Villar’s vaunted war chest is said to be big enough to fund not just one but successive presidential campaigns. He maintains that he spends his own money and receives nothing from shadowy cronies or power brokers.
In an Inquirer interview at the historic Laurel Mansion in Mandaluyong City which the Villars acquired in 2008, Cynthia said she and her husband had allocated a year’s worth of their real estate income for the campaign.
“We have written it off. We’ve forgotten about it and we can live with that. At least nobody can say that we won because of (other financiers). Our biggest supporters are Manny and Cynthia,” she said.

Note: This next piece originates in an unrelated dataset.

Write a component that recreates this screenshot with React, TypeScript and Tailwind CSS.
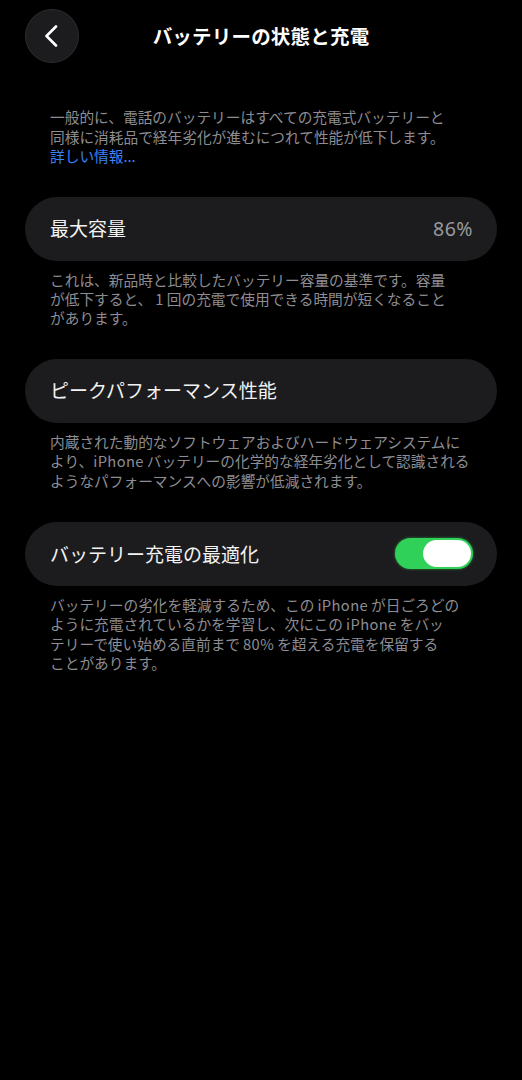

During campaign sorties, this other half of the power couple, possibly a future first lady, has no qualms picking up pieces of trash onstage to make sure no one slips, or holding the dressing room door for guests hoping to have a few minutes with her husband.
Villar banks on his “sufficient experience” in both business and politics to convince voters that he knows the keys to wealth creation: “sipag at tiyaga” (hard work and perseverance) as his political slogan goes.
“Many are saying that it’s impossible to end poverty. My answer—we are the only one left (thinking that way). Our neighbors have either ended poverty, or are about to end it. We haven’t started yet,” he said.
“It is very important for the next president to be able to manage this nation squarely from Day 1,” he said. “We must be able to start and hit the ground running. The nation faces too many problems which should be addressed all at the same time.”
Failing this, Villar warned, Filipinos will have to wait for another six years.